Castile soap is the most ancient and natural detergent, made with grease of animal or plant origin and alkaline substances (as lye made with woody ashes) since 3000 B.C. in Mesopotamia. Complex detergents were developed just about 100 years ago; why were they considered necessary and why are they almost totally replacing soap in laundry?

The main reason is the following: in hard waters soap combines with calcium and magnesium, giving water insoluble residues clearly dropping on fabrics. In washing by hand, the user may be careful in removing these traces by rinsing thoroughly; instead, laundry by machine cannot remove them.

Unlike a soap or a pure alkaline agent (which creates soap molecules, removing greasy soil), a laundry detergent ingredients work without giving water insoluble residues; in addition, it generally contains some ingredients working as antiredeposition agents.

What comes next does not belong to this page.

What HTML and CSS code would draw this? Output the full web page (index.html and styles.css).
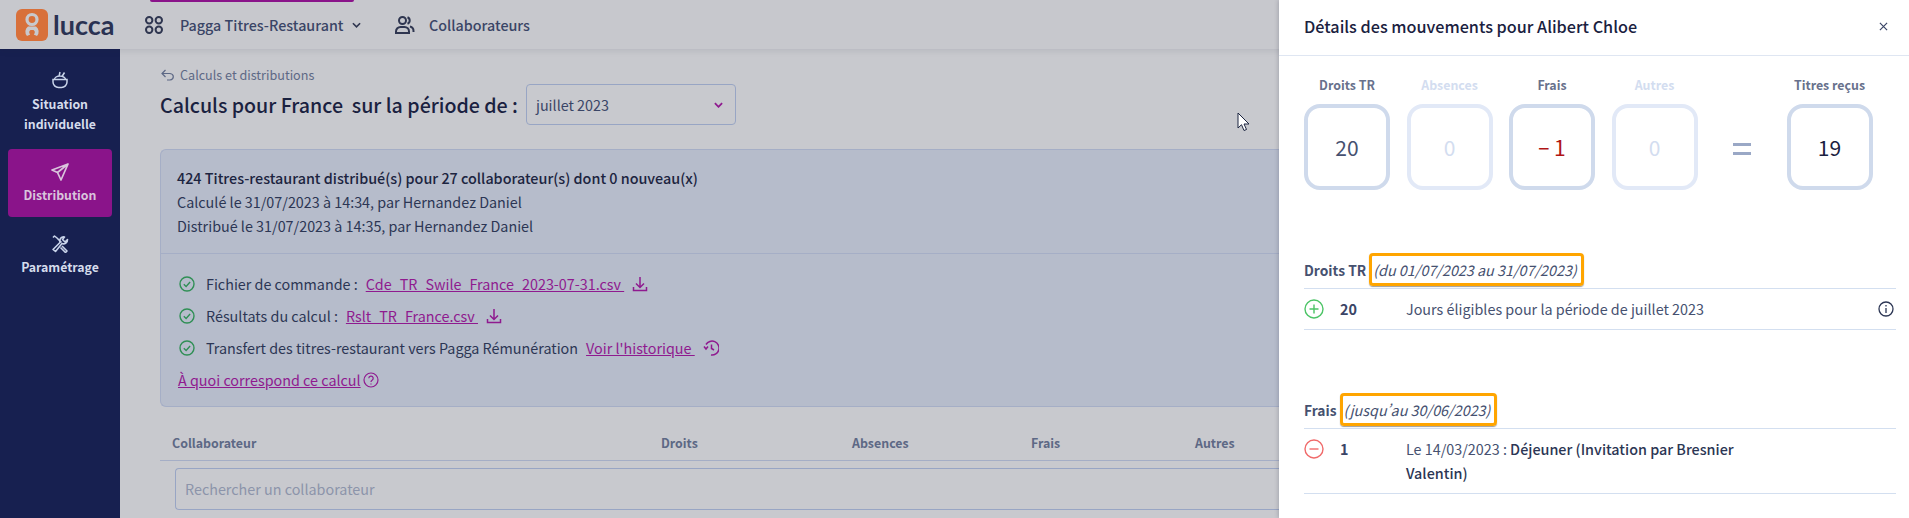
FILE: index.html
```html
<html lang="fr">
<head>
<meta charset="utf-8">
<link rel="stylesheet" href="styles.css">
</head>
<body>

<!-- top bar -->
<div class="topbar">
    <svg class="logo" viewBox="0 0 32 32">
        <rect width="32" height="32" rx="6" fill="#d8703a"/>
        <circle cx="16" cy="10.5" r="5" fill="none" stroke="#c8c9ce" stroke-width="3.2"/>
        <path d="M11 27a6.4 6.4 0 0 1 1-9.5h8a6.4 6.4 0 0 1 1 9.5l-3.2-1.6a3 3 0 0 0 -.3-4.4h-3a3 3 0 0 0 -.3 4.4z" fill="#c8c9ce"/>
    </svg>
    <span class="brand">lucca</span>
    <div class="nav_app">
        <div class="nav_mark"></div>
        <svg class="ico_apps" viewBox="0 0 18 18" fill="none" stroke="#2f3650" stroke-width="2">
            <circle cx="4.200" cy="4.200" r="3.200"/><circle cx="13.800" cy="4.200" r="3.200"/>
            <circle cx="4.200" cy="13.800" r="3.200"/><circle cx="13.800" cy="13.800" r="3.200"/>
        </svg>
        <span class="nav_txt">Pagga Titres-Restaurant</span>
        <svg class="ico_chev" viewBox="0 0 10 6" fill="none" stroke="#2f3650" stroke-width="1.8"><path d="M1 1l4 4 4-4"/></svg>
    </div>
    <div class="nav_users">
        <svg class="ico_users" viewBox="0 0 20 20" fill="none" stroke="#2f3650" stroke-width="2">
            <circle cx="8" cy="5.5" r="3.5"/>
            <path d="M1.500 18v-1.500a4.500 4.500 0 0 1 4.500-4.500h4a4.500 4.500 0 0 1 4.500 4.500v1.500z"/>
            <path d="M13 2.300a3.500 3.500 0 0 1 0 6.500M15.500 11.500a4.500 4.500 0 0 1 3.500 4.500v1"/>
        </svg>
        <span class="nav_txt">Collaborateurs</span>
    </div>
</div>

<div class="layout">
    <!-- left menu -->
    <div class="side">
        <div class="side_item">
            <svg class="side_ico" viewBox="0 0 18 18" fill="none" stroke="#c9d4ea" stroke-width="1.500">
                <path d="M2 8.500h14v2.500a5.500 5.500 0 0 1-5.500 5.500h-3a5.500 5.500 0 0 1-5.500-5.500z"/>
                <path d="M3.500 8.500a5.500 3.500 0 0 1 11 0M8 5.500l1-4.500M11 5.500l2.500-4"/>
            </svg>
            <div>Situation individuelle</div>
        </div>
        <div class="side_item active">
            <svg class="side_ico" viewBox="0 0 18 18" fill="none" stroke="#d9c4dc" stroke-width="1.700" stroke-linejoin="round">
                <path d="M17 1L1 7l5.500 2.500L10 17zM6.500 9.500L17 1"/>
            </svg>
            <div>Distribution</div>
        </div>
        <div class="side_item">
            <svg class="side_ico" viewBox="0 0 18 18" fill="none" stroke="#c9d4ea" stroke-width="1.600" stroke-linejoin="round">
                <path d="M16.500 4.500a4 4 0 0 1-5.500 4L4.500 16.500 2 14.500l7-7a4 4 0 0 1 4.500-5.500l-2 2.500 2.500 2.500z"/>
                <path d="M2 2.500l1.500-1.500 2.500 2 4.500 4.500M11 11l5 5-1.500 1.500-5-5"/>
            </svg>
            <div>Paramétrage</div>
        </div>
    </div>

    <!-- page content -->
    <div class="main">
        <div class="crumb">
            <svg class="ico_back" viewBox="0 0 14 12" fill="none" stroke="#5d6885" stroke-width="1.200">
                <path d="M4.500 1L1 4.500 4.500 8M1 4.500h8a4 3.300 0 0 1 0 6.500H6"/>
            </svg>
            <span>Calculs et distributions</span>
        </div>
        <div class="title_row">
            <span class="title">Calculs pour France &nbsp;sur la période de :</span>
            <div class="select">
                <span>juillet 2023</span>
                <svg class="ico_sel" viewBox="0 0 10 6" fill="none" stroke="#8f1a8f" stroke-width="2"><path d="M1 1l4 4 4-4"/></svg>
            </div>
        </div>

        <div class="info">
            <div class="info_top">
                <div class="strong">424 Titres-restaurant distribué(s) pour 27 collaborateur(s) dont 0 nouveau(x)</div>
                <div>Calculé le 31/07/2023 à 14:34, par Hernandez Daniel</div>
                <div>Distribué le 31/07/2023 à 14:35, par Hernandez Daniel</div>
            </div>
            <div class="info_bot">
                <div class="step">
                    <svg class="ico_ok" viewBox="0 0 16 16" fill="none" stroke="#2f8f55" stroke-width="1.400"><circle cx="8" cy="8" r="7"/><path d="M4.800 8.200l2.300 2.200 4-4.400"/></svg>
                    <span>Fichier de commande :</span>
                    <a class="lnk">Cde_TR_Swile_France_2023-07-31.csv&nbsp;</a>
                    <svg class="ico_dl" viewBox="0 0 16 16" fill="none" stroke="#8f1a8f" stroke-width="1.500"><path d="M8 1v10M4 7.500l4 4 4-4M1.500 11v3.500h13V11"/></svg>
                </div>
                <div class="step">
                    <svg class="ico_ok" viewBox="0 0 16 16" fill="none" stroke="#2f8f55" stroke-width="1.400"><circle cx="8" cy="8" r="7"/><path d="M4.800 8.200l2.300 2.200 4-4.400"/></svg>
                    <span>Résultats du calcul :</span>
                    <a class="lnk">Rslt_TR_France.csv&nbsp;</a>
                    <svg class="ico_dl" viewBox="0 0 16 16" fill="none" stroke="#8f1a8f" stroke-width="1.500"><path d="M8 1v10M4 7.500l4 4 4-4M1.500 11v3.500h13V11"/></svg>
                </div>
                <div class="step">
                    <svg class="ico_ok" viewBox="0 0 16 16" fill="none" stroke="#2f8f55" stroke-width="1.400"><circle cx="8" cy="8" r="7"/><path d="M4.800 8.200l2.300 2.200 4-4.400"/></svg>
                    <span>Transfert des titres-restaurant vers Pagga Rémunération</span>
                    <a class="lnk">Voir l'historique&nbsp;</a>
                    <svg class="ico_dl" viewBox="0 0 16 16" fill="none" stroke="#8f1a8f" stroke-width="1.500"><path d="M3 4.500A7 7 0 1 1 8 15M1 6.500l2 2.500 2-2.500M8.500 4.500v4l2.500 1.500"/></svg>
                </div>
                <div class="step help">
                    <a class="lnk">À quoi correspond ce calcul</a>
                    <svg class="ico_help" viewBox="0 0 16 16" fill="none" stroke="#8f1a8f" stroke-width="1.200"><circle cx="8" cy="8" r="7"/><path d="M5.800 6.300a2.200 2.200 0 1 1 3.300 1.900c-.8.500-1.100.9-1.100 1.800M8 11.500v1"/></svg>
                </div>
            </div>
        </div>

        <div class="thead">
            <span class="th c_name">Collaborateur</span>
            <span class="th c_droits">Droits</span>
            <span class="th c_abs">Absences</span>
            <span class="th c_frais">Frais</span>
            <span class="th c_autres">Autres</span>
        </div>
        <div class="search_row">
            <div class="search">Rechercher un collaborateur</div>
        </div>
    </div>
</div>

<!-- mouse pointer -->
<svg class="cursor" viewBox="0 0 13 20"><path d="M1 1v15l3.500-3.300L7 18.500l2.500-1-2.500-5.500h5z" fill="#fff" stroke="#1c2440" stroke-width="1"/></svg>

<!-- right drawer -->
<div class="drawer">
    <div class="dr_head">
        <span class="dr_title">Détails des mouvements pour Alibert Chloe</span>
        <svg class="ico_close" viewBox="0 0 10 10" fill="none" stroke="#3a4566" stroke-width="1.300"><path d="M1 1l8 8M9 1l-8 8"/></svg>
    </div>

    <div class="calc">
        <div class="cell"><div class="cell_lbl">Droits TR</div><div class="box num_mid">20</div></div>
        <div class="cell off"><div class="cell_lbl">Absences</div><div class="box">0</div></div>
        <div class="cell"><div class="cell_lbl">Frais</div><div class="box num_red"><span class="minus">−</span> 1</div></div>
        <div class="cell off"><div class="cell_lbl">Autres</div><div class="box">0</div></div>
        <div class="equal"></div>
        <div class="cell"><div class="cell_lbl">Titres reçus</div><div class="box num_dark">19</div></div>
    </div>

    <div class="sec sec_droits">
        <span class="sec_name">Droits TR</span>
        <span class="sec_note">(du 01/07/2023 au 31/07/2023)</span>
    </div>
    <div class="mv">
        <svg class="ico_sign" viewBox="0 0 20 20" fill="none" stroke="#4cc466" stroke-width="1.400"><circle cx="10" cy="10" r="9"/><path d="M10 5.500v9M5.500 10h9"/></svg>
        <span class="mv_num">20</span>
        <span class="mv_txt">Jours éligibles pour la période de juillet 2023</span>
        <svg class="ico_info" viewBox="0 0 16 16" fill="none" stroke="#2c3654" stroke-width="1.300"><circle cx="8" cy="8" r="7"/><path d="M8 7v5M8 4v1.500"/></svg>
    </div>

    <div class="sec sec_frais">
        <span class="sec_name">Frais</span>
        <span class="sec_note">(jusqu’au 30/06/2023)</span>
    </div>
    <div class="mv">
        <svg class="ico_sign" viewBox="0 0 20 20" fill="none" stroke="#f06a6a" stroke-width="1.400"><circle cx="10" cy="10" r="9"/><path d="M5.500 10h9"/></svg>
        <span class="mv_num">1</span>
        <span class="mv_txt">Le 14/03/2023 : <b>Déjeuner (Invitation par Bresnier Valentin)</b></span>
    </div>
</div>

</body>
</html>
```

FILE: styles.css
```css
html, body {
    margin: 0;
    padding: 0;
    height: 518px;
    overflow: hidden;
    background-color: #c8c9ce;
    font-family: "Noto Sans CJK SC", "Noto Sans", sans-serif;
    font-size: 14.35px;
    line-height: 24px;
    color: #2c3654;
}
svg {
    display: block;
    flex: none;
}

/* top bar */
.topbar {
    height: 49px;
    display: flex;
    align-items: center;
    background-color: #c7c8cd;
    box-shadow: 0 2px 6px rgba(30, 35, 60, 0.1);
    position: relative;
}
.logo {
    width: 32px;
    height: 32px;
    margin-left: 16px;
}
.brand {
    font-family: "Lato", sans-serif;
    font-size: 27px;
    font-weight: 700;
    line-height: 32px;
    color: #2a3252;
    margin-left: 5px;
    width: 92px;
}
.nav_app {
    height: 49px;
    display: flex;
    align-items: center;
    position: relative;
    width: 249px;
}
.nav_mark {
    position: absolute;
    top: 0;
    left: 5px;
    width: 204px;
    height: 2px;
    background-color: #8a148a;
    border-radius: 0 0 2px 2px;
}
.ico_apps {
    width: 18px;
    height: 18px;
}
.nav_txt {
    font-size: 14.3px;
    font-weight: 500;
    color: #3a4566;
    margin-left: 17px;
}
.ico_chev {
    width: 9px;
    height: 6px;
    margin-left: 9px;
}
.nav_users {
    display: flex;
    align-items: center;
}
.ico_users {
    width: 21px;
    height: 20px;
}
.nav_users .nav_txt {
    margin-left: 14px;
}

/* left menu */
.layout {
    display: flex;
    height: 469px;
}
.side {
    width: 104px;
    padding: 0 8px;
    flex: none;
    background-color: #172050;
    color: #d5dcec;
    font-size: 12.3px;
    font-weight: 600;
    line-height: 20px;
    text-align: center;
}
.side_item {
    padding: 14px 0 6px;
    border-radius: 4px;
}
.side_item.active {
    background-color: #8a148a;
    height: 48px;
    margin-bottom: 4px;
    color: #d9c4dc;
}
.side_ico {
    width: 18px;
    height: 18px;
    margin: 0 auto 4px;
}
.side_item:first-child {
    padding: 22px 8px 0;
    height: 78px;
}
.side_item:first-child .side_ico {
    margin-bottom: 5px;
}

/* content */
.main {
    flex: 1;
    padding: 15px 0 0 40px;
    min-width: 0;
}
.crumb {
    display: flex;
    align-items: center;
    gap: 5px;
    font-size: 12.6px;
    line-height: 22px;
    color: #5d6885;
    margin-left: 1px;
}
.ico_back {
    width: 14px;
    height: 12px;
}
.title_row {
    display: flex;
    align-items: center;
    margin-top: -2px;
}
.title {
    font-size: 19.6px;
    font-weight: 500;
    line-height: 41px;
    color: #1a2140;
}
.select {
    width: 210px;
    height: 41px;
    margin-left: 8px;
    border: 1px solid #98a5c4;
    border-radius: 4px;
    display: flex;
    align-items: center;
    justify-content: space-between;
    padding: 0 12px 0 9px;
    box-sizing: border-box;
    color: #3a4566;
}
.ico_sel {
    width: 9px;
    height: 6px;
}
.info {
    margin-top: 24px;
    height: 258px;
    box-sizing: border-box;
    background-color: #b6bccb;
    border: 1px solid #a5aec6;
    border-radius: 6px 0 0 6px;
    border-right: 0;
}
.info_top {
    height: 104px;
    box-sizing: border-box;
    padding: 16px 16px 0;
    border-bottom: 1px solid #a5aec6;
}
.strong {
    font-weight: 500;
    color: #1c2440;
}
.info_bot {
    padding: 14px 16px 0 18px;
}
.step {
    display: flex;
    align-items: center;
    height: 32px;
    color: #2c3654;
}
.ico_ok {
    width: 16px;
    height: 16px;
    margin-right: 11px;
}
.lnk {
    color: #8f1a8f;
    text-decoration: underline;
    margin-left: 8px;
}
.ico_dl {
    width: 16px;
    height: 16px;
    margin-left: 8px;
}
.help {
    margin-left: -1px;
}
.help .lnk {
    margin-left: 0;
}
.ico_help {
    width: 16px;
    height: 16px;
    margin-left: 2px;
}
.thead {
    height: 54px;
    box-sizing: border-box;
    padding-top: 24px;
    border-bottom: 1px solid #a5aec6;
    display: flex;
}
.th {
    font-size: 12.4px;
    font-weight: 600;
    line-height: 24px;
    color: #5d6885;
}
.c_name { margin-left: 12px; width: 489px; }
.c_droits { width: 191px; }
.c_abs { width: 179px; }
.c_frais { width: 164px; }
.search_row {
    padding: 7px 0 0 15px;
}
.search {
    height: 42px;
    box-sizing: border-box;
    border: 1px solid #98a5c4;
    border-radius: 4px;
    border-right: 0;
    padding: 8px 9px;
    color: #8c94aa;
}

/* pointer */
.cursor {
    position: absolute;
    left: 1237px;
    top: 112px;
    width: 13px;
    height: 20px;
}

/* right drawer */
.drawer {
    position: absolute;
    top: 0;
    right: 0;
    width: 630px;
    height: 518px;
    background-color: #fff;
    box-sizing: border-box;
    box-shadow: -1px 0 4px rgba(30, 35, 60, 0.2);
}
.dr_head {
    height: 56px;
    box-sizing: border-box;
    border-bottom: 1px solid #dfe6f2;
    display: flex;
    align-items: center;
    justify-content: space-between;
    padding: 0 21px 3px 25px;
}
.dr_title {
    font-size: 16.2px;
    font-weight: 500;
    color: #1a2140;
}
.ico_close {
    width: 9px;
    height: 9px;
}
.calc {
    display: flex;
    padding: 17px 0 0 25px;
    height: 117px;
}
.cell {
    width: 86px;
    margin-right: 16.500px;
    text-align: center;
}
.cell_lbl {
    font-size: 12.4px;
    font-weight: 600;
    line-height: 24px;
    color: #68718c;
    margin-bottom: 7px;
}
.box {
    width: 86px;
    height: 86px;
    box-sizing: border-box;
    border: 4px solid #cfdaec;
    border-radius: 16px;
    font-size: 21px;
    line-height: 78px;
}
.off .cell_lbl {
    color: #d3ddf0;
}
.off .box {
    border-color: #e2e9f7;
    color: #d3ddf0;
}
.num_mid { color: #465170; }
.num_red { color: #b01515; }
.num_dark { color: #1a2140; }
.minus {
    font-size: 20px;
}
.equal {
    width: 18px;
    height: 6px;
    margin: 70px 35.500px 0 19px;
    border-top: 3px solid #9aa8c6;
    border-bottom: 3px solid #9aa8c6;
}
.sec {
    margin: 0 13px 0 25px;
    border-bottom: 1px solid #d3dff0;
    height: 35px;
    padding-bottom: 3px;
    box-sizing: border-box;
    display: flex;
    align-items: center;
}
.sec_droits { margin-top: 64px; }
.sec_frais { margin-top: 64px; }
.sec_name {
    font-size: 13.8px;
    font-weight: 600;
    color: #465170;
    line-height: 24px;
}
.sec_note {
    font-style: italic;
    font-feature-settings: "pwid";
    color: #465170;
    line-height: 27px;
    box-sizing: border-box;
    border: 3px solid #ffa500;
    border-radius: 4px;
    box-shadow: 0 1px 1px rgba(60, 60, 60, 0.5);
    margin-left: 3px;
    padding: 0 4px 0 1px;
    height: 33px;
}
.mv {
    margin: 0 13px 0 25px;
    padding: 8px 0;
    border-bottom: 1px solid #d3dff0;
    display: flex;
    align-items: flex-start;
}
.ico_sign {
    width: 20px;
    height: 20px;
    margin-top: 2px;
}
.mv_num {
    width: 66px;
    margin-left: 16px;
    font-weight: 600;
    color: #3a4566;
}
.mv_txt {
    width: 345px;
    color: #465170;
}
.mv_txt b {
    font-weight: 500;
    color: #2c3654;
}
.ico_info {
    width: 16px;
    height: 16px;
    margin: 4px 2px 0 auto;
}
```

Common detergents often contain other ingredients: some are efficient (bleaching powders, as sodium percarbonate); other give only the illusion of clean, whereas they only cover with a white fluorescent blanket every stains and greying fabrics (optical brighnteres and blue dyes) and conceal odours with strong and persistant fragrances.

Until 2004, detergents production affected particularly both the environment and human health: among the ingredients, there were not biodegradable and very toxic substances (octyl- and nonylphenol ethoxylated, powerful endocrine disruptors); furthermore, all surfactants were not subject to any regulations about biodegradability. Since 2005 (since Reg CE/648/2004implementation) these issues were improved: European Commission banned most toxic surfactants and obliged all detergents producers to use only readily biodegradable surfactants, according to OECD Tests 301 A-F). However all the remaining ingredients – generally the largest part of a detergent – are exempted from any environmental requirements.

Bensos, since the beginning, decided to extend the requirement of ready biodegradability (according to OECD Tests A-F) to all the ingredients of any of its products. The only exception is represented by fragrances, which are certificated allergen-free and phtalates-free by suppliers; however, Bensos uses very low amounts of fragrances and only in few products.